Dr. Hugh Malafry explains James Lovelock's controversial theory there there is one Life on Earth, and man is the nervous system
July/August 1976
http://www.motherearthnews.com/nature-and-environment/gaia-hypothesis-zmaz76jazhar.aspx
The Earth works as a system and everything has its own role.  Dr. Hugh Malafry explains how man is not living up to its role and duty.


PHOTO: MOTHER EARTH NEWS STAFF

Science traditionally has held to the attitude that natural organisms are a product of the environment: those fit to survive, survive — and those unfit, parish. "Ecology" is usually referred to as the relationship which exists between natural organisms and their environment, with the influence of the environment predominating.

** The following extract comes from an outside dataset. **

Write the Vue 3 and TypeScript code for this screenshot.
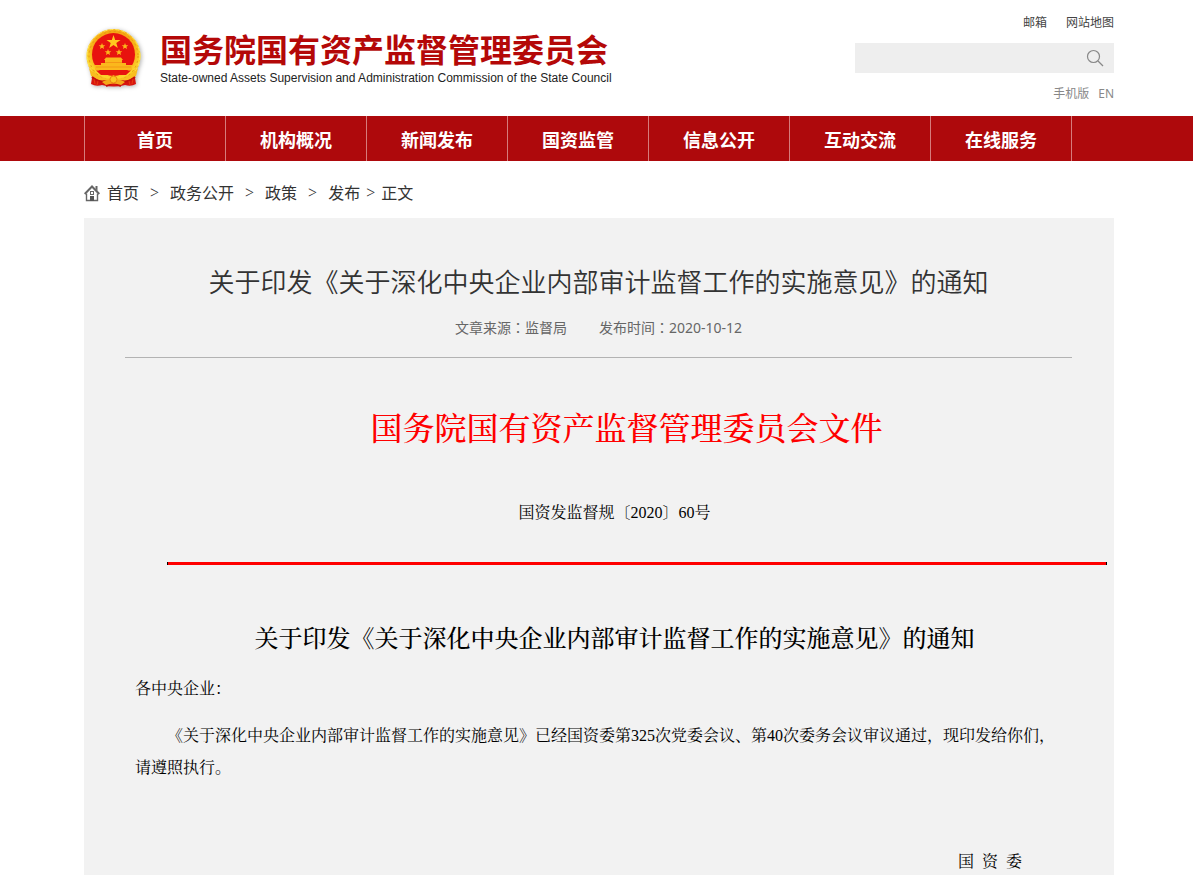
<script setup lang="ts">
interface LinkItem {
  label: string
  href: string
}

const navItems: LinkItem[] = [
  { label: '首页', href: '#home' },
  { label: '机构概况', href: '#about' },
  { label: '新闻发布', href: '#news' },
  { label: '国资监管', href: '#supervision' },
  { label: '信息公开', href: '#disclosure' },
  { label: '互动交流', href: '#interaction' },
  { label: '在线服务', href: '#services' },
]

const crumbs: LinkItem[] = [
  { label: '首页', href: '#home' },
  { label: '政务公开', href: '#affairs' },
  { label: '政策', href: '#policy' },
  { label: '发布', href: '#release' },
]
</script>

<template>
  <div class="page">
    <header class="shell">
      <div class="wrap header">
        <a class="brand" href="#home">
          <svg class="emblem" viewBox="0 0 60 62" aria-hidden="true">
            <defs>
              <radialGradient id="gold" cx="50%" cy="40%" r="60%">
                <stop offset="0.6" stop-color="#f6a514" />
                <stop offset="0.85" stop-color="#fcd62c" />
                <stop offset="1" stop-color="#ee9a12" />
              </radialGradient>
            </defs>
            <path d="M9 44 L7 56 Q12 59 18 57 Q30 60 41 57 Q47 59 52 56 L50 44Z" fill="#d8150f" />
            <circle cx="29.500" cy="28" r="27" fill="url(#gold)" />
            <circle cx="29.500" cy="28" r="24.500" fill="none" stroke="#e59a10" stroke-width="1" stroke-dasharray="2 3" />
            <circle cx="29.500" cy="28" r="26.500" fill="none" stroke="#ffe75a" stroke-width="1" stroke-dasharray="4 2" />
            <circle cx="29.500" cy="26.500" r="21.500" fill="#e8130f" />
            <path d="M29.500 7 L31.200 12 H36.500 L32.300 15 L33.800 20 L29.500 17 L25.200 20 L26.700 15 L22.500 12 H27.800Z" fill="#ffc91f" />
            <g fill="#fbb81c">
              <path d="M18 15 l.9 2.300 h2.400 l-1.900 1.500 .7 2.300 -2.100 -1.400 -2.100 1.400 .7 -2.300 -1.900 -1.500 h2.400Z" />
              <path d="M41 15 l.9 2.300 h2.400 l-1.900 1.500 .7 2.300 -2.100 -1.400 -2.100 1.400 .7 -2.300 -1.900 -1.500 h2.400Z" />
              <path d="M24 21 l.9 2.300 h2.400 l-1.900 1.500 .7 2.300 -2.100 -1.400 -2.100 1.400 .7 -2.300 -1.900 -1.500 h2.400Z" />
              <path d="M35 21 l.9 2.300 h2.400 l-1.900 1.500 .7 2.300 -2.100 -1.400 -2.100 1.400 .7 -2.300 -1.900 -1.500 h2.400Z" />
              <path d="M22 29.500 H37 L39 32 H20Z" />
              <path d="M21 32 H38 V35 H21Z" />
              <path d="M17 35 H42 V37 H48 V42 H11 V37 H17Z" />
            </g>
            <path d="M12 39 H47 M21 34.500 H38" stroke="#f08a12" stroke-width="0.700" />
            <path d="M12 42.500 H47 L42 47 H17Z" fill="#e8130f" />
            <path d="M5 40 Q13 50 24 51 L29.500 47 L35 51 Q46 50 54 40 L52 48 Q45 53 36 54 L29.500 51 L23 54 Q14 53 7 48Z" fill="#f9be20" />
            <path d="M8 49 Q15 55 22 53 L26 56 L22 58 M51 49 Q44 55 37 53 L33 56 L37 58" fill="none" stroke="#c70f0c" stroke-width="2" />
            <path d="M18 54 Q24 50 29.500 53 Q35 50 41 54 L37 57 Q29.500 54 22 57Z" fill="#f5a81a" />
            <circle cx="29.500" cy="51.500" r="3.500" fill="#fbc522" stroke="#e8780f" stroke-width="0.800" />
            <path d="M10 51 L11 56 M14 53 L13 57 M49 51 L48 56 M45 53 L46 57" stroke="#e8480f" stroke-width="0.800" />
          </svg>
          <span class="brand-text">
            <span class="brand-cn">国务院国有资产监督管理委员会</span>
            <span class="brand-en">State-owned Assets Supervision and Administration Commission of the State Council</span>
          </span>
        </a>
        <div class="tools">
          <div class="top-links">
            <a href="#mail">邮箱</a>
            <a href="#sitemap">网站地图</a>
          </div>
          <form class="search" role="search" @submit.prevent>
            <input type="text" aria-label="搜索" />
            <button type="submit" aria-label="搜索">
              <svg viewBox="0 0 18 18" aria-hidden="true">
                <circle cx="7.500" cy="7.500" r="6" />
                <path d="M12 12 L17 17" />
              </svg>
            </button>
          </form>
          <div class="sub-links">
            <a href="#mobile">手机版</a>
            <a href="#en">EN</a>
          </div>
        </div>
      </div>
    </header>

    <nav class="shell nav" aria-label="主导航">
      <ul class="wrap nav-list">
        <li v-for="item in navItems" :key="item.href">
          <a :href="item.href">{{ item.label }}</a>
        </li>
      </ul>
    </nav>

    <main class="shell">
      <div class="wrap">
        <div class="crumbs">
          <svg class="home" viewBox="0 0 16 17" aria-hidden="true">
            <path d="M0.700 9 L8 1.500 L15.300 9" fill="none" stroke="#666" stroke-width="2" />
            <path d="M11.500 1 H13.500 V6 L11.500 4Z" fill="#666" />
            <path d="M2.500 8.500 V15.500 H13.500 V8.500" fill="none" stroke="#666" stroke-width="1.400" />
            <rect x="6.500" y="6.500" width="3" height="3" fill="none" stroke="#666" />
            <rect x="6" y="11" width="4" height="5" fill="#555" />
          </svg>
          <template v-for="(crumb, i) in crumbs" :key="crumb.href">
            <a :href="crumb.href">{{ crumb.label }}</a>
            <span class="sep" :class="{ last: i === crumbs.length - 1 }">&gt;</span>
          </template>
          <span>正文</span>
        </div>

        <article class="article">
          <h1>关于印发《关于深化中央企业内部审计监督工作的实施意见》的通知</h1>
          <div class="meta">
            <span>文章来源<span class="colon">：</span>监督局</span>
            <span>发布时间<span class="colon">：</span><time datetime="2020-10-12">2020-10-12</time></span>
          </div>
          <div class="doc">
            <p class="doc-head">国务院国有资产监督管理委员会文件</p>
            <p class="doc-no">国资发监督规〔2020〕60号</p>
            <hr />
            <h2>关于印发《关于深化中央企业内部审计监督工作的实施意见》的通知</h2>
            <p class="salute">各中央企业：</p>
            <p class="body-text">《关于深化中央企业内部审计监督工作的实施意见》已经国资委第325次党委会议、第40次委务会议审议通过，现印发给你们，请遵照执行。</p>
            <p class="sign">国&nbsp;&nbsp;资&nbsp;&nbsp;委</p>
          </div>
        </article>
      </div>
    </main>
  </div>
</template>

<style>
body {
  margin: 0;
  background: #fff;
}
</style>

<style scoped>
.page {
  font-family: "Noto Sans", "Noto Sans CJK SC", sans-serif;
  color: #333;
}
a {
  color: inherit;
  text-decoration: none;
}
h1,
h2,
p,
ul {
  margin: 0;
  padding: 0;
}
.shell {
  padding-left: 5px;
}
.wrap {
  max-width: 1030px;
  margin: 0 auto;
}
.header {
  display: flex;
  justify-content: space-between;
  min-height: 116px;
}
.brand {
  display: flex;
  align-items: flex-start;
  gap: 16px;
  padding-top: 28px;
}
.emblem {
  width: 60px;
  height: 62px;
  filter: drop-shadow(1px 1px 2px rgba(0, 0, 0, 0.3));
}
.brand-text {
  display: flex;
  flex-direction: column;
  white-space: nowrap;
}
.brand-cn {
  font: 700 32px/40px "Noto Sans CJK SC", sans-serif;
  color: #b40808;
}
.brand-en {
  padding-top: 2px;
  font: 12px/16px "Liberation Sans", Arial, sans-serif;
  color: #222;
}
.tools {
  width: 259px;
  padding-top: 13px;
  font-size: 12px;
  line-height: 20px;
}
.top-links,
.sub-links {
  display: flex;
  justify-content: flex-end;
}
.top-links {
  gap: 19px;
  color: #444;
}
.sub-links {
  gap: 9px;
  color: #888;
}
.search {
  display: flex;
  height: 30px;
  margin: 10px 0 11px;
  background: #eee;
}
.search input {
  flex: 1;
  min-width: 0;
  padding: 0 8px;
  border: 0;
  background: transparent;
}
.search button {
  display: flex;
  align-items: center;
  justify-content: center;
  width: 38px;
  padding: 0;
  border: 0;
  background: transparent;
}
.search svg {
  width: 18px;
  height: 18px;
  fill: none;
  stroke: #888;
  stroke-width: 1.2;
}
.nav {
  background: #ae090c;
}
.nav-list {
  display: flex;
  list-style: none;
}
.nav-list li {
  box-sizing: border-box;
  width: 141px;
  border-left: 1px solid #d67b7c;
}
.nav-list li:last-child {
  width: 142px;
  border-right: 1px solid #d67b7c;
}
.nav-list a {
  display: block;
  font-size: 18px;
  font-weight: 700;
  line-height: 45px;
  padding-top: 2px;
  margin-bottom: -2px;
  color: #fff;
  text-align: center;
}
.crumbs {
  display: flex;
  align-items: center;
  padding: 16px 0 9px;
  font-size: 16px;
  line-height: 32px;
}
.home {
  width: 16px;
  height: 17px;
  margin-right: 7px;
}
.sep {
  margin: 0 11px;
  font-size: 16px;
  font-family: "Liberation Serif", serif;
}
.sep.last {
  margin: 0 6px;
}
.article {
  padding: 43px 42px 0 41px;
  background: #f2f2f2;
}
h1 {
  font-size: 26px;
  font-weight: 350;
  line-height: 42px;
  text-align: center;
}
.meta {
  display: flex;
  justify-content: center;
  gap: 32px;
  padding: 12px 0 17px;
  border-bottom: 1px solid #b3b3b3;
  font-size: 14px;
  line-height: 24px;
  color: #666;
}
.colon {
  font-family: "Noto Sans CJK TC", sans-serif;
}
.doc {
  padding: 47px 10px 0;
  font-family: "Liberation Serif", "Noto Serif CJK SC", "Noto Sans CJK SC", serif;
  font-size: 16px;
  line-height: 32px;
  color: #000;
}
.doc-head {
  font-size: 32px;
  font-weight: 500;
  line-height: 48px;
  text-indent: 56px;
  text-align: center;
  color: #f00;
}
.doc-no {
  margin-top: 44px;
  text-indent: 32px;
  text-align: center;
}
hr {
  height: 3px;
  margin: 33px -45px 0 32px;
  border: solid #000;
  border-width: 0 1px;
  background: #f00;
}
h2 {
  margin-top: 58px;
  font-size: 24px;
  font-weight: 500;
  text-indent: 32px;
  text-align: center;
}
.salute {
  margin-top: 18px;
}
.body-text {
  margin-top: 15px;
  text-indent: 32px;
}
.sign {
  margin-top: 64px;
  padding-right: 40px;
  line-height: 28px;
  text-align: right;
}
</style>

Recently, however, a British scientist — James Lovelock — has made a rather radical proposal which he calls the "Gaia hypothesis" (after the Greek. goddess of the earth). His suggestion is that the theory of evolution as we understand it is a complete reversal of what actually occurs in that we attribute the weight of influence to environment rather than to the living organism.

The germ of Lovelock's theory comes from observations made of outer space photographs of the planet, in which the earth's mantle of atmosphere  —drawn about her like a cloak — suggested to him a protective modification of the environment (such as a snail might find in its shell).

"If all the life organisms on earth are subtly interrelated," he reasoned, "is it not possible that it is, in fact, one organism — one Life? And is it not possible that Life has in large measure shaped the environment of the earth to Its requirements, rather than being primarily a product of environmental circumstance?"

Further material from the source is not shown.